JFK at Rice University

I don’t think people in general do change. In any group, large or small, in any nation anywhere, there will be a few who get up and do stuff, and a lot who don’t. When John Kennedy said – “Ask not what your country can do for you. Ask what you can do for your country”, he knew he was only speaking to a small number who might be inspired to get up and act.

Texto, ergo sum
I also think that my parents and their generation would probably have acted just the way we do now if they had had all our choices and resources, and the incredibly richness of the possibilities right in front of us.
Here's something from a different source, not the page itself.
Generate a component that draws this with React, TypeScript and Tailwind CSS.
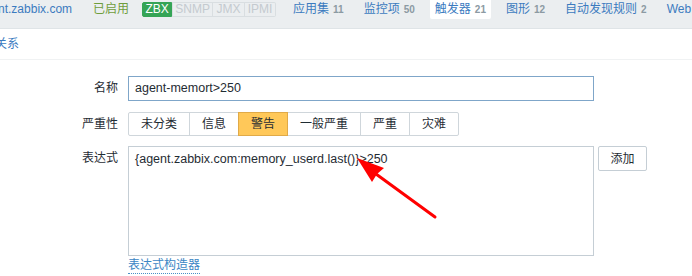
import type { ReactNode } from "react";

const font = "font-['Liberation_Sans','Noto_Sans_CJK_SC',sans-serif]";

const tabs = [
  { label: "应用集", count: "11" },
  { label: "监控项", count: "50" },
  { label: "触发器", count: "21", active: true },
  { label: "图形", count: "12" },
  { label: "自动发现规则", count: "2" },
  { label: "Web" },
];

const severities = ["未分类", "信息", "警告", "一般严重", "严重", "灾难"];

function Row({ label, children }: { label: string; children: ReactNode }) {
  return (
    <div className="flex items-start">
      <div className="w-[118px] shrink-0 pr-0 text-right leading-[24px] text-[#1f2c33]">
        {label}
      </div>
      <div className="ml-[10px] min-w-0 flex-1">{children}</div>
    </div>
  );
}

export default function App() {
  return (
    <div
      className={`relative h-[276px] w-[692px] overflow-hidden bg-white text-[12px] ${font}`}
    >
      {/* host header + tabs */}
      <div className="flex h-[29px] items-start overflow-hidden whitespace-nowrap border-b border-[#dfe4e7] bg-[#ebeef0]">
        <span className="ml-[-22px] mt-[2px] leading-[14px] text-[#3b7bbf]">
          agent.zabbix.com
        </span>
        <span className="ml-[21px] mt-[2px] leading-[14px] text-[#6f9d3c]">
          已启用
        </span>
        <div className="ml-[13px] mt-[2px] flex h-[15px] text-[12px] leading-[13px]">
          <span className="w-[30px] rounded-l-[2px] border border-[#35a456] bg-[#35a456] text-center text-white">
            ZBX
          </span>
          <span className="w-[41px] border border-[#d9dee1] text-center text-[#c4cacf]">
            SNMP
          </span>
          <span className="w-[32px] border border-l-0 border-[#d9dee1] text-center text-[#c4cacf]">
            JMX
          </span>
          <span className="w-[31px] rounded-r-[2px] border border-l-0 border-[#d9dee1] text-center text-[#c4cacf]">
            IPMI
          </span>
        </div>
        <div className="ml-[12px] flex items-start">
          {tabs.map((tab) => (
            <div
              key={tab.label}
              className={`mr-[10px] flex h-[19px] items-start px-[5px] pt-[2px] leading-[14px] ${
                tab.active ? "rounded-b-[2px] bg-white" : ""
              }`}
            >
              <span className="text-[#3b7bbf]">{tab.label}</span>
              {tab.count && (
                <span className="ml-[4px] text-[10px] font-bold leading-[15px] text-[#8c9aa3]">
                  {tab.count}
                </span>
              )}
            </div>
          ))}
        </div>
      </div>

      {/* sub tabs */}
      <div className="flex h-[31px] items-start whitespace-nowrap border-b border-[#f0f2f3]">
        <span className="ml-[-29px] mt-[7px] leading-[16px] text-[#3b7bbf]">
          依赖关系
        </span>
      </div>

      {/* form */}
      <div className="flex flex-col pt-[16px] text-[#1f2c33]">
        <Row label="名称">
          <div className="flex h-[25px] w-[466px] items-center border border-[#7fa6c9] px-[6px] text-[12.5px]">
            agent-memort&gt;250
          </div>
        </Row>

        <div className="mt-[11px]">
          <Row label="严重性">
            <div className="flex h-[24px]">
              {severities.map((s, i) => (
                <div
                  key={s}
                  className={`flex items-center border px-[12px] ${
                    i === 0 ? "rounded-l-[2px]" : "-ml-px"
                  } ${i === severities.length - 1 ? "rounded-r-[2px]" : ""} ${
                    s === "警告"
                      ? "relative border-[#e0aa48] bg-[#ffc859]"
                      : "border-[#cfd6db] bg-white"
                  }`}
                >
                  {s}
                </div>
              ))}
            </div>
          </Row>
        </div>

        <div className="mt-[10px]">
          <Row label="表达式">
            <div className="flex items-start">
              <div className="h-[110px] w-[466px] border border-[#c5ced5] px-[6px] pt-[5px] text-[12.5px] leading-[15px]">
                {"{agent.zabbix.com:memory_userd.last()}>250"}
              </div>
              <button
                type="button"
                className="ml-[4px] h-[25px] w-[49px] rounded-[2px] border border-[#c5ced5] bg-white text-[12px] text-[#1f2c33]"
              >
                添加
              </button>
            </div>
            <span className="mt-[1px] inline-block border-b border-dotted border-[#4a90c7] leading-[16px] text-[#3b86c4]">
              表达式构造器
            </span>
          </Row>
        </div>
      </div>

      {/* annotation arrow */}
      <svg
        className="pointer-events-none absolute left-0 top-0"
        width="692"
        height="276"
        viewBox="0 0 692 276"
      >
        <line
          x1="376"
          y1="174"
          x2="435"
          y2="217"
          stroke="#ff0000"
          strokeWidth="3"
          strokeLinecap="round"
        />
        <polygon
          points="357,158 384,168 377,174 372,182"
          fill="#ff0000"
        />
      </svg>
    </div>
  );
}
A few of them would have got up and grabbed those opportunities, and a lot would be at home, on their settees, shouting at sportspersons and watching videos of kittens.

Frans_Hals_-_Portret

I wonder whether Descartes would have said – “Texto, ergo sum”. Or probably he might have never learned Latin at all. Those of us who do get up and work and strive, for whatever we feel is important, usually feel that we’re not doing enough. Those of us who sit and complain or never even think about what we should or might do may feel bad or might never even think about it. As usual, I have no idea.

If you have been, thank you for reading this.